1. __Construct directed graph in polynomial time__

- For each variable, construct a gadget that contains 4 nodes, start node $s_i$ which has outdegree 2, one edge goes to $x_i$ while another one goes to $\neg x_i$, both $x_i$ and $\neg x_i$ have outdegree 1, both go to an end node $e_i$, which has out degree 1, goes to the start node $s_{i+1}$ of the next variable.  
  
  
- The edge connecting an end node $e_i$ and a start node $s_{i+1}$ represent switching player.  
  
  
- The end node $e_n$ of the last variable, has outdegree $m$, each edge goes to a clause node.  
  
  
- For a clause $c_j$ node, let $l_j$ denote the number of literal in this clause, the node $c_j$ has out degree $l_j$. each edge goes to the corresponding negation literals. (e.g. a clause $(x \lor \neg y \lor \neg z)$, has out degree 3, connect to $\neg x$, $y$ and $z$).

The number of variable gadget (has constant number of nodes) is equal to the number of variable in the formula. Which is bounded by the input size.

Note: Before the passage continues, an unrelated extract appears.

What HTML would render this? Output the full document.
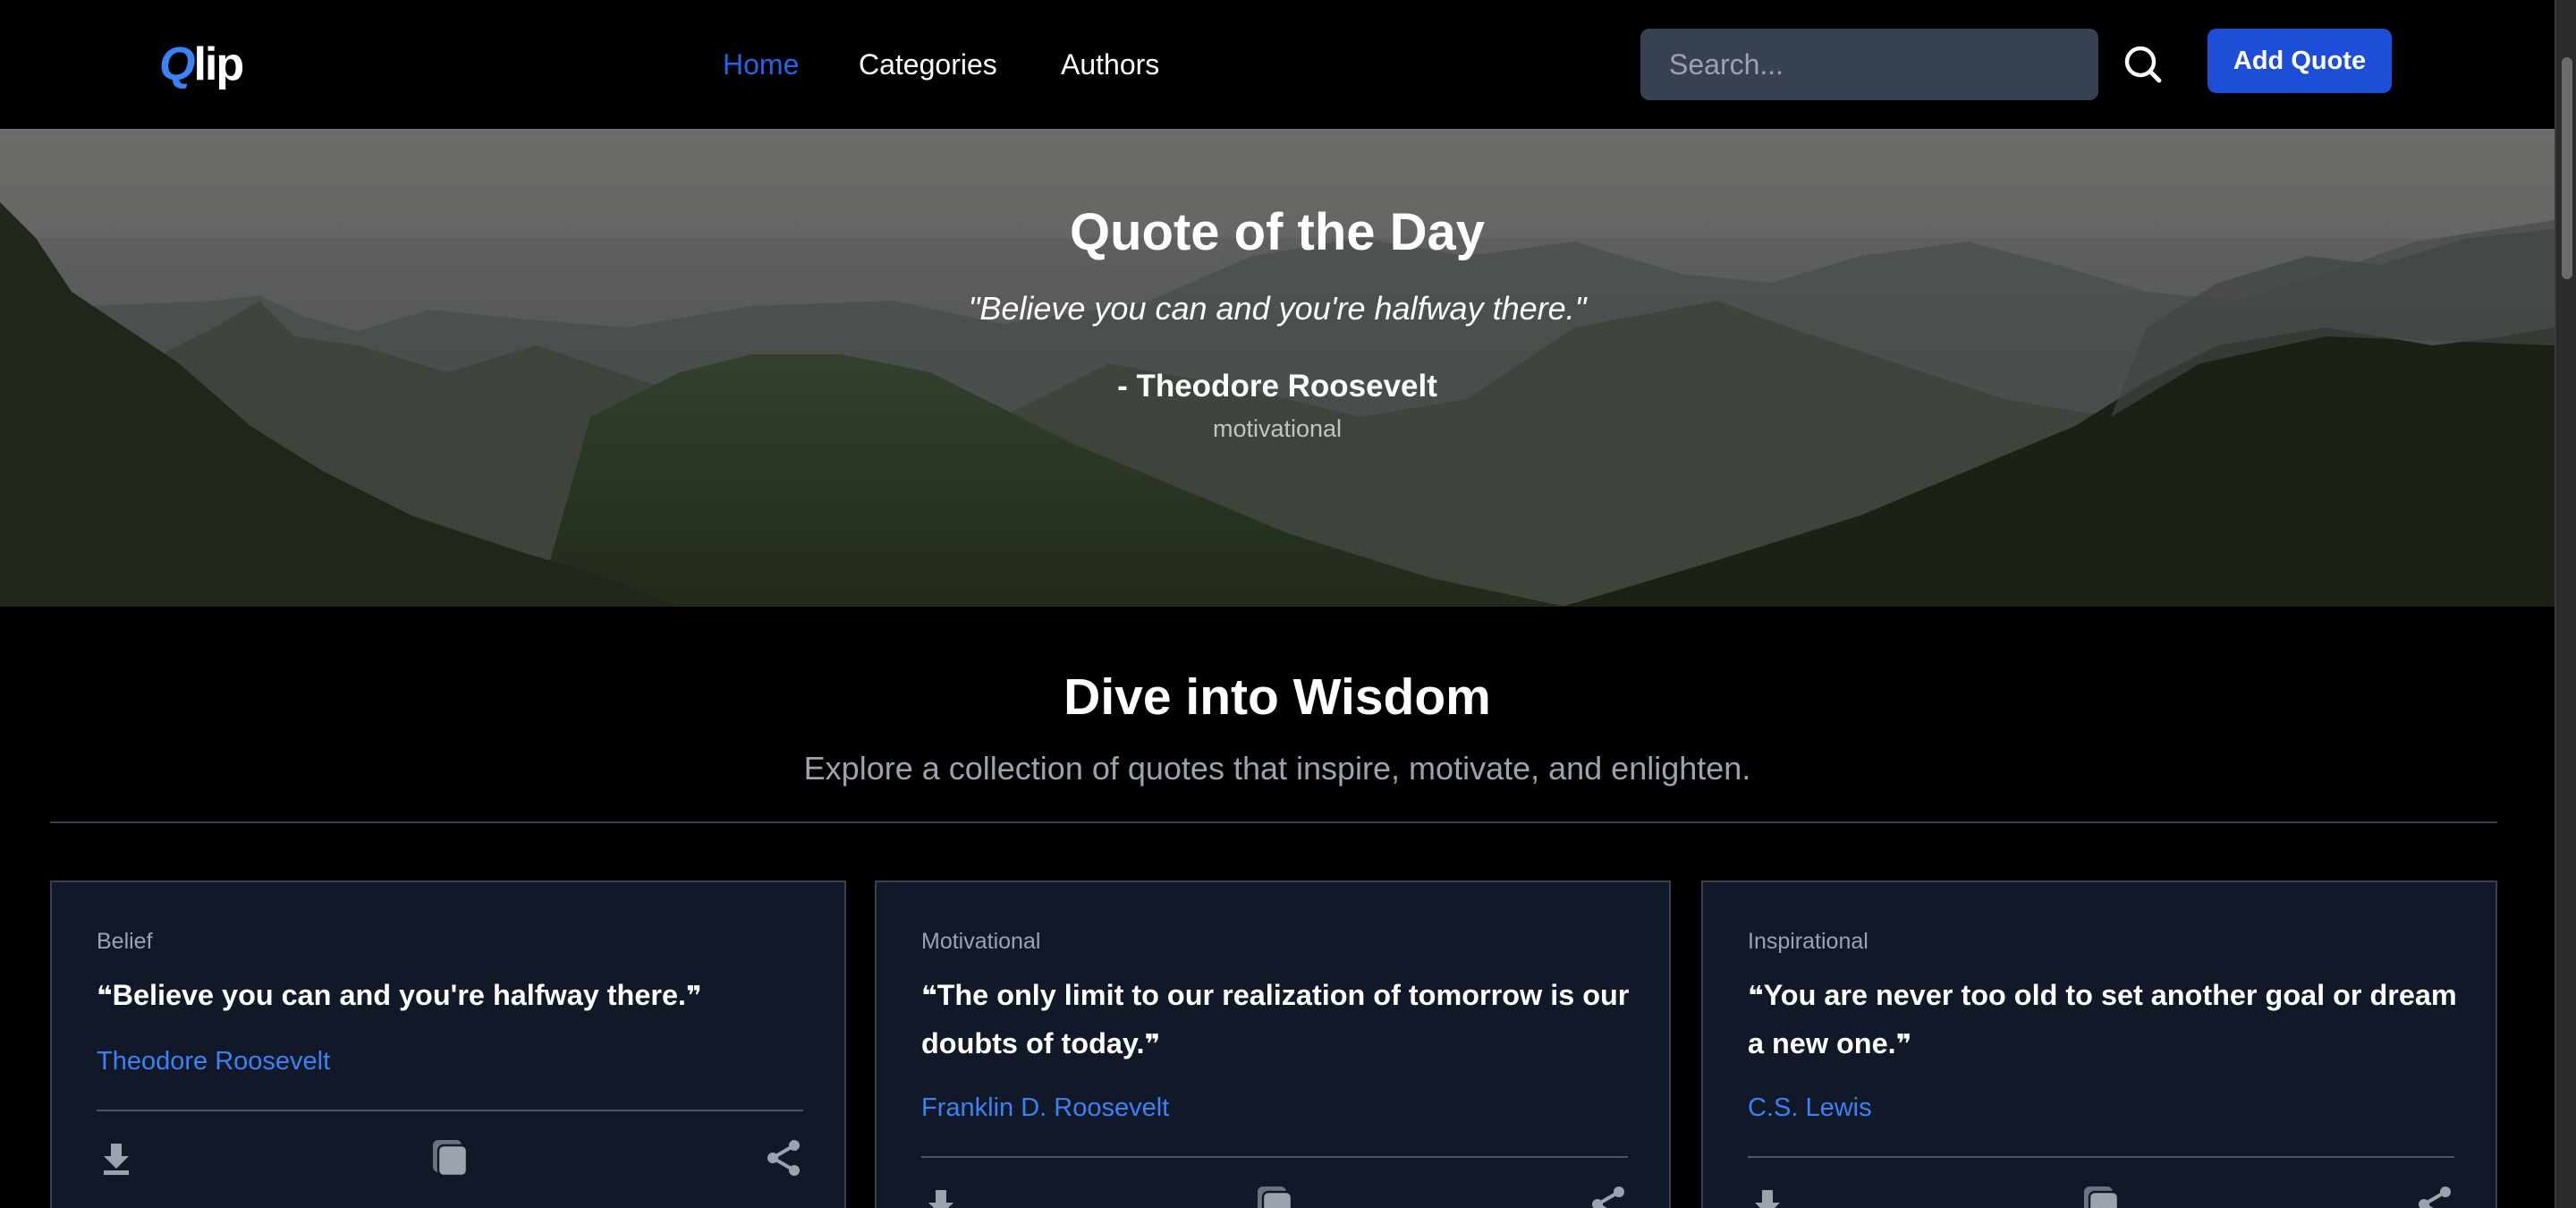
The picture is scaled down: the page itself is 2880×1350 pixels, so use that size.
<!DOCTYPE html>
<html><head><meta charset="utf-8">
<style>
html,body{margin:0;padding:0;background:#000;}
html{height:1350px;overflow:hidden;}
body{zoom:2;width:1440px;height:675px;overflow:hidden;position:relative;font-family:"Liberation Sans",sans-serif;color:#fff;}
.nav{position:absolute;left:0;top:0;width:1428px;height:72px;background:#000;}
.logo{position:absolute;left:89px;top:21px;font-size:26px;font-weight:bold;letter-spacing:-1px;}
.logo span{color:#3b82f6;font-style:italic;}
.links a{position:absolute;top:27px;font-size:16px;color:#fff;text-decoration:none;}
.search{position:absolute;left:917px;top:16px;width:256px;height:40px;background:#374151;border-radius:5px;box-sizing:border-box;padding:11px 16px;color:#9ca3af;font-size:16px;}
.sicon{position:absolute;left:1187px;top:25px;}
.btn{position:absolute;left:1234px;top:16px;width:103px;height:36px;background:#1d4ed8;border-radius:5px;font-size:14.5px;font-weight:bold;text-align:center;line-height:36px;}
.scroll{position:absolute;left:1428px;top:0;width:12px;height:675px;background:#2b2b2b;border-left:1px solid #3a3a3a;box-sizing:border-box;}
.scroll div{position:absolute;left:3px;top:32px;width:6px;height:124px;background:#6b6b6b;border-radius:3px;}
.hero{position:absolute;left:0;top:72px;width:1428px;height:267px;overflow:hidden;border-top:1px solid #6b7280;box-sizing:border-box;}
.hero svg{position:absolute;left:0;top:0;}
.ht{position:absolute;left:0;width:1428px;text-align:center;}
h2{position:absolute;left:0;top:373px;width:1428px;margin:0;text-align:center;font-size:28.5px;font-weight:bold;}
.sub{position:absolute;left:0;top:419px;width:1428px;text-align:center;font-size:18px;color:#9ca3af;}
.hr{position:absolute;left:28px;top:459px;width:1368px;height:1px;background:#374151;}
.card{position:absolute;top:492px;width:445px;height:183px;background:#111827;border:1px solid #374151;border-bottom:none;box-sizing:border-box;overflow:hidden;}
.cat{position:absolute;left:25px;top:26px;font-size:12.5px;color:#9ca3af;}
.q{position:absolute;left:25px;top:50px;width:400px;font-size:16.2px;font-weight:bold;line-height:26px;white-space:nowrap;}
.q i{font-style:normal;font-family:"DejaVu Sans",sans-serif;font-size:15px;}
.au{position:absolute;left:25px;font-size:14.5px;color:#3b82f6;}
.chr{position:absolute;left:25px;width:395px;height:1px;background:#4b5563;}
.ic{position:absolute;}
</style></head><body>
<div class="nav">
 <div class="logo"><span>Q</span>lip</div>
 <div class="links"><a style="left:404px;color:#2563eb">Home</a><a style="left:480px">Categories</a><a style="left:593px">Authors</a></div>
 <div class="search">Search...</div>
 <svg class="sicon" width="22" height="22" viewBox="0 0 22 22"><circle cx="9.5" cy="9.5" r="7.5" fill="none" stroke="#fff" stroke-width="2.2"/><line x1="15" y1="15" x2="20" y2="20" stroke="#fff" stroke-width="2.4" stroke-linecap="round"/></svg>
 <div class="btn">Add Quote</div>
</div>
<div class="hero">
<svg width="1428" height="267" viewBox="0 0 1428 267">
<defs>
<linearGradient id="sky" x1="0" y1="0" x2="0" y2="1"><stop offset="0" stop-color="#777775"/><stop offset="0.5" stop-color="#5f6362"/><stop offset="1" stop-color="#555a58"/></linearGradient>
<linearGradient id="far" x1="0" y1="0" x2="0" y2="1"><stop offset="0" stop-color="#5a605f"/><stop offset="1" stop-color="#4a524c"/></linearGradient>
<linearGradient id="mid" x1="0" y1="0" x2="0" y2="1"><stop offset="0" stop-color="#3a4a34"/><stop offset="1" stop-color="#27301f"/></linearGradient>
</defs>
<rect width="1428" height="267" fill="url(#sky)"/>
<rect width="1428" height="60" fill="#7d7d7a" opacity="0.5"/>
<path d="M0 100 L120 95 L145 92 L170 104 L200 112 L240 100 L290 105 L350 110 L420 98 L500 95 L560 108 L640 96 L700 70 L760 60 L820 70 L880 62 L940 80 L990 85 L1040 70 L1100 62 L1150 75 L1200 90 L1250 95 L1300 80 L1350 62 L1428 50 L1428 267 L0 267Z" fill="url(#far)"/>
<path d="M60 140 L120 110 L145 95 L165 115 L200 120 L250 135 L300 120 L360 140 L420 160 L500 150 L560 160 L620 130 L700 145 L760 160 L820 150 L880 110 L960 95 L1000 110 L1060 130 L1120 150 L1180 160 L1250 150 L1300 130 L1428 120 L1428 267 L0 267Z" fill="#464e44" opacity="0.9"/>
<path d="M330 160 L380 135 L420 125 L470 125 L520 135 L560 155 L600 175 L660 200 L720 225 L800 250 L880 267 L300 267Z" fill="url(#mid)"/>
<path d="M0 40 L20 60 L40 90 L70 110 L100 130 L140 165 L180 190 L230 215 L290 235 L340 250 L380 267 L0 267Z" fill="#252d1e"/>
<path d="M870 267 L960 240 L1040 215 L1100 190 L1160 165 L1200 140 L1240 120 L1300 110 L1360 120 L1400 115 L1428 110 L1428 267Z" fill="#20261a"/>
<path d="M1180 160 L1200 110 L1240 85 L1290 70 L1330 75 L1380 60 L1428 55 L1428 120 L1300 115 L1230 130Z" fill="#4a4f4c" opacity="0.7"/>
<rect width="1428" height="267" fill="#000" opacity="0.12"/>
</svg>
 <div class="ht" style="top:40px;font-size:29px;font-weight:bold;">Quote of the Day</div>
 <div class="ht" style="top:89px;font-size:18px;font-style:italic;">"Believe you can and you're halfway there."</div>
 <div class="ht" style="top:133px;font-size:17.5px;font-weight:bold;">- Theodore Roosevelt</div>
 <div class="ht" style="top:159px;font-size:13.5px;color:#c0c4c8;">motivational</div>
</div>
<h2>Dive into Wisdom</h2>
<div class="sub">Explore a collection of quotes that inspire, motivate, and enlighten.</div>
<div class="hr"></div>

<div class="card" style="left:28px">
 <div class="cat">Belief</div>
 <div class="q"><i>❝</i>Believe you can and you're halfway there.<i>❞</i></div>
 <div class="au" style="top:92px">Theodore Roosevelt</div>
 <div class="chr" style="top:127px"></div>
 <svg class="ic" style="left:27px;top:145px" width="18" height="20" viewBox="0 0 18 20"><path d="M6 1h6v7h4l-7 7-7-7h4z" fill="#9ca3af"/><rect x="2" y="16" width="14" height="2.5" fill="#9ca3af"/></svg>
 <svg class="ic" style="left:212px;top:143px" width="22" height="22" viewBox="0 0 22 22"><rect x="1" y="1" width="16" height="18" rx="3" fill="#6b7280"/><rect x="4" y="4" width="16" height="17" rx="3" fill="#9ca3af" stroke="#111827" stroke-width="1.2"/></svg>
 <svg class="ic" style="left:399px;top:143px" width="20" height="22" viewBox="0 0 20 22"><circle cx="16" cy="4" r="3" fill="#9ca3af"/><circle cx="4" cy="11" r="3" fill="#9ca3af"/><circle cx="16" cy="18" r="3" fill="#9ca3af"/><path d="M16 4L4 11L16 18" stroke="#9ca3af" stroke-width="2" fill="none"/></svg>
</div>

<div class="card" style="left:489px">
 <div class="cat">Motivational</div>
 <div class="q"><i>❝</i>The only limit to our realization of tomorrow is our<br>doubts of today.<i>❞</i></div>
 <div class="au" style="top:118px">Franklin D. Roosevelt</div>
 <div class="chr" style="top:153px"></div>
 <svg class="ic" style="left:27px;top:171px" width="18" height="20" viewBox="0 0 18 20"><path d="M6 1h6v7h4l-7 7-7-7h4z" fill="#9ca3af"/><rect x="2" y="16" width="14" height="2.5" fill="#9ca3af"/></svg>
 <svg class="ic" style="left:212px;top:169px" width="22" height="22" viewBox="0 0 22 22"><rect x="1" y="1" width="16" height="18" rx="3" fill="#6b7280"/><rect x="4" y="4" width="16" height="17" rx="3" fill="#9ca3af" stroke="#111827" stroke-width="1.2"/></svg>
 <svg class="ic" style="left:399px;top:169px" width="20" height="22" viewBox="0 0 20 22"><circle cx="16" cy="4" r="3" fill="#9ca3af"/><circle cx="4" cy="11" r="3" fill="#9ca3af"/><circle cx="16" cy="18" r="3" fill="#9ca3af"/><path d="M16 4L4 11L16 18" stroke="#9ca3af" stroke-width="2" fill="none"/></svg>
</div>

<div class="card" style="left:951px">
 <div class="cat">Inspirational</div>
 <div class="q"><i>❝</i>You are never too old to set another goal or dream<br>a new one.<i>❞</i></div>
 <div class="au" style="top:118px">C.S. Lewis</div>
 <div class="chr" style="top:153px"></div>
 <svg class="ic" style="left:27px;top:171px" width="18" height="20" viewBox="0 0 18 20"><path d="M6 1h6v7h4l-7 7-7-7h4z" fill="#9ca3af"/><rect x="2" y="16" width="14" height="2.5" fill="#9ca3af"/></svg>
 <svg class="ic" style="left:212px;top:169px" width="22" height="22" viewBox="0 0 22 22"><rect x="1" y="1" width="16" height="18" rx="3" fill="#6b7280"/><rect x="4" y="4" width="16" height="17" rx="3" fill="#9ca3af" stroke="#111827" stroke-width="1.2"/></svg>
 <svg class="ic" style="left:399px;top:169px" width="20" height="22" viewBox="0 0 20 22"><circle cx="16" cy="4" r="3" fill="#9ca3af"/><circle cx="4" cy="11" r="3" fill="#9ca3af"/><circle cx="16" cy="18" r="3" fill="#9ca3af"/><path d="M16 4L4 11L16 18" stroke="#9ca3af" stroke-width="2" fill="none"/></svg>
</div>

<div class="scroll"><div></div></div>
</body></html>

The number of clause gadget also equal to the number of clause in the formula. Which is bounded by the input size.

The edges is proportional to the variables and clauses. Thus construct such graph takes polynomial time.

2. __Claim: If $\phi$ is True, then the first player in the modified generalized geography game has a winning strategy.__

The first player (exists player in TQBF) start from the start node of the first variable, if he choose $x_1$ node, mark the two edges that goes to and out of node $x_1$ as used. And the same rule for $\neg x_1$.  

Switch player, and mark the edge connectting the two variable gadgets as used.

If the second player choose $\neg x_2$, marke the two edges that connect to it used. And the same rule for $x_2$. 

Switch player until all variables visited. Switch to the second player, he has to choose one of the clause. __If a clause is False, it means all edges out of this clause node, go to a variable node without unused edges__. (e.g. $(x \lor \neg y \lor \neg z)$ connected to $\neg x$, $y$ and $z$, if $x=0, y=1, z=1$, then all edges connected to $\neg x$, $y$ and $z$ are marked as unsed), the second player can choose a clause that is False, therefore force the first player go to one of such node without unused edges, and the second player win the game.

__If a clause is True, it means there is at least one edge out of this clause node, goes to a variable node that has unused edge__. So if $\phi$ is True, then all clauses in it is True, the second player can not find a clause and force the first player goes to a node without unsed edge. If the second player arrive on any of the True clause, the first player can go to the negation of one of the True literal in this clause, and force the second player go to the end node of this variable which has no unused edges. The first player win the game.

Thus if $\phi$ is True, the first player in the modified generalized geography game has a winning strategy.

3. __Claim: If first player in the modified generalized geography game has a winning strategy. then $phi$ is True.__

If the first player play the winning stratergy, so when the second layer arrive at any of the clause gadget, the fisrt player can choose a node with unused edge, (the negation of any of the true literal in this clause). And force the second player move to the end node of this variable, which has no unused edges. It means all clause gadgets are True.

So we have a polynomial time reduction from TQBF to this new version of the Generalized Geography game, since TQBF is NP-complete. this game is NP-hard.